March 30, 1993|By Scott Shane | Scott Shane,Staff Writer

Charles F. Morrison, retired director of plant operations at Church Home and Hospital and a national leader in hospital safety and maintenance, died at the hospital Friday of heart failure. He was 76.

Known as "Uncle Charlie," Mr. Morrison was a familiar figure in the restaurants and bars of Fells Point, the neighborhood where he lived alone for many years. A dining room at the Waterfront Hotel on Thames Street was named for him 13 years ago because of the number of patrons he took there.

At the Red Star, next to his Wolfe Street home, employees remembered Mr. Morrison over the weekend by setting up at his regular place at the bar a T-shirt he had made saying, "Friendship: You Can't Buy It," a drink and a pack of cigarettes.

"He was a warm, giving person," said state elections administrator Gene Raynor, owner of the hotel building and one of many political figures who knew Mr. Morrison well. Mr. Raynor said Mr. Morrison could be "cantankerous," and his outspoken manner could take people by surprise. "But once you got past the first sentence, you liked him," Mr. Raynor said.

Mr. Morrison worked at Church Home and Hospital for 26 years, 24 of them as director of plant operations, before retiring in the early 1980s, said Gil Whedbee, president of the hospital and of the associated life-care home for the elderly.

Mr. Morrison was president of the American Society for Hospital Engineering in 1979 and spoke at about 40 seminars organized by the society on fire safety and other matters. He chaired the American Hospital Association's committee on codes and safety for seven years and was the AHA's delegate to the National Fire Protection Association.

Earlier, he helped start the Chesapeake Area Society of Hospital Engineers and was its first president and secretary-treasurer.

"He was very influential nationally in hospital safety," Mr. Whedbee said. But he said Mr. Morrison also was valued in the Church Hospital community for his "sense of humor and outgoing personality. Church Home and Hospital was Charlie's family." Mr. Morrison's closest living relatives were cousins in Pennsylvania, he said.

Every Christmas, Mr. Morrison came up with an unusual gift for close friends, Mr. Whedbee said. One year it was a T-shirt with a picture of one of his dogs, Buddy. In other years, it would be a signed print of a painting he had commissioned of Fells Point or the harbor, he said.

Born in Brunswick, Mr. Morrison grew up in Pennsylvania and worked for the Baltimore and Ohio railroad for several years. As a young man he was active in scouting, volunteering as a scoutmaster and Explorer adviser.
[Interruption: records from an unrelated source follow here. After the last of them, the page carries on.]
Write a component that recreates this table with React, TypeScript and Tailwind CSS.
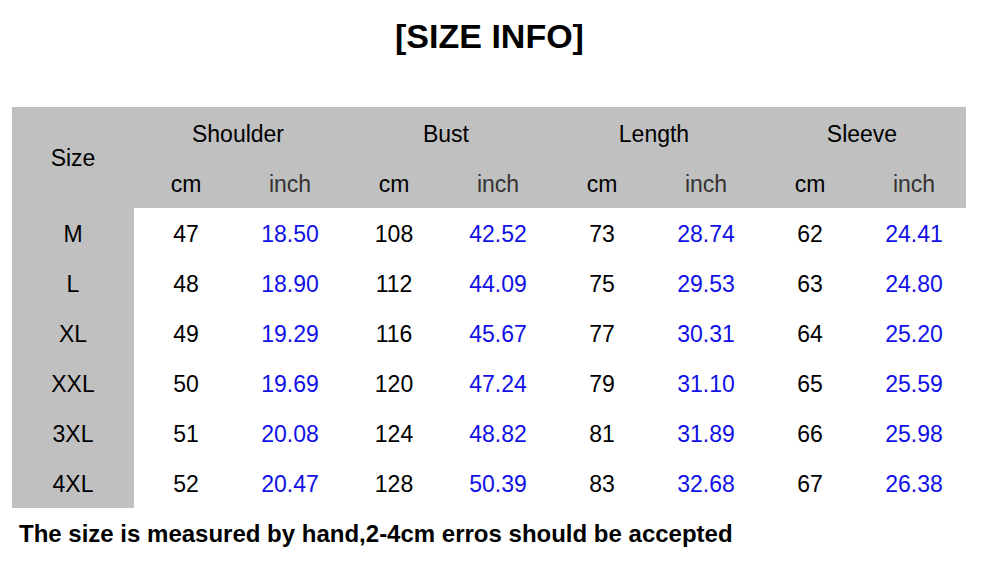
import React from "react";

const rows = [
  { size: "M", v: ["47", "18.50", "108", "42.52", "73", "28.74", "62", "24.41"] },
  { size: "L", v: ["48", "18.90", "112", "44.09", "75", "29.53", "63", "24.80"] },
  { size: "XL", v: ["49", "19.29", "116", "45.67", "77", "30.31", "64", "25.20"] },
  { size: "XXL", v: ["50", "19.69", "120", "47.24", "79", "31.10", "65", "25.59"] },
  { size: "3XL", v: ["51", "20.08", "124", "48.82", "81", "31.89", "66", "25.98"] },
  { size: "4XL", v: ["52", "20.47", "128", "50.39", "83", "32.68", "67", "26.38"] },
];

const groups = ["Shoulder", "Bust", "Length", "Sleeve"];

export default function App() {
  return (
    <div
      className="w-[981px] h-[565px] bg-white overflow-hidden text-black"
      style={{ fontFamily: '"Liberation Sans", Arial, sans-serif' }}
    >
      <div className="h-[107px] flex justify-center pt-[16px] pr-[2px]">
        <h1 className="text-[34px] leading-[40px] font-bold">[SIZE INFO]</h1>
      </div>

      <div className="ml-[12px] grid grid-cols-[122px_repeat(8,104px)] text-[23px] leading-none">
        {/* header */}
        <div className="row-span-2 bg-[#c0c0c0] flex items-center justify-center pt-[1px]">Size</div>
        {groups.map((g) => (
          <div key={g} className="col-span-2 h-[51px] bg-[#c0c0c0] flex items-center justify-center pt-[4px]">
            {g}
          </div>
        ))}
        {groups.map((g) => (
          <React.Fragment key={g + "-u"}>
            <div className="h-[50px] bg-[#c0c0c0] flex items-center justify-center pt-[2px]">cm</div>
            <div className="h-[50px] bg-[#c0c0c0] flex items-center justify-center pt-[2px] text-[#333333]">inch</div>
          </React.Fragment>
        ))}

        {/* body */}
        {rows.map((r) => (
          <React.Fragment key={r.size}>
            <div className="h-[50px] bg-[#c0c0c0] flex items-center justify-center pt-[2px]">{r.size}</div>
            {r.v.map((x, i) => (
              <div
                key={i}
                className={`h-[50px] flex items-center justify-center pt-[2px] ${i % 2 === 1 ? "text-[#1010e6]" : ""}`}
              >
                {x}
              </div>
            ))}
          </React.Fragment>
        ))}
      </div>

      <p className="mt-[14px] ml-[19px] text-[24px] leading-none font-bold">
        The size is measured by hand,2-4cm erros should be accepted
      </p>
    </div>
  );
}
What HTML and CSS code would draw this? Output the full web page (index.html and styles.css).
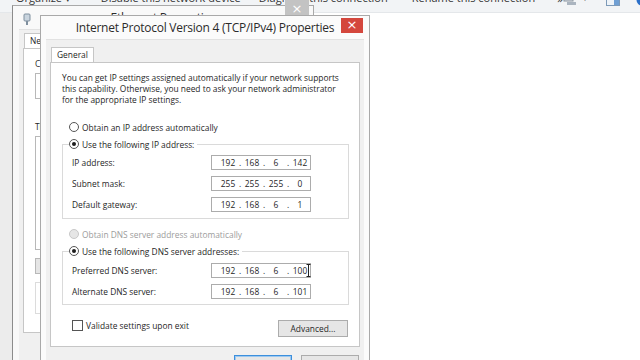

He served on the state Board of Boiler Rules, was a past president of the Midtown Optimist Club, a board member of the Paint and Powder Club, honorary fire chief of the Baltimore Fire Department and adviser to the Salvation Army Boys Club, which had honored him with its Back-A-Boy Award.

A memorial service will be held at Church Home and Hospital, South Broadway and Fayette streets, at 4 p.m. Thursday -- which would have been Mr. Morrison's 77th birthday.

"He always said he was born on April Fool's Day and would probably think it appropriate," Mr. Whedbee said.

Friends suggested donations to Church Home and Hospital.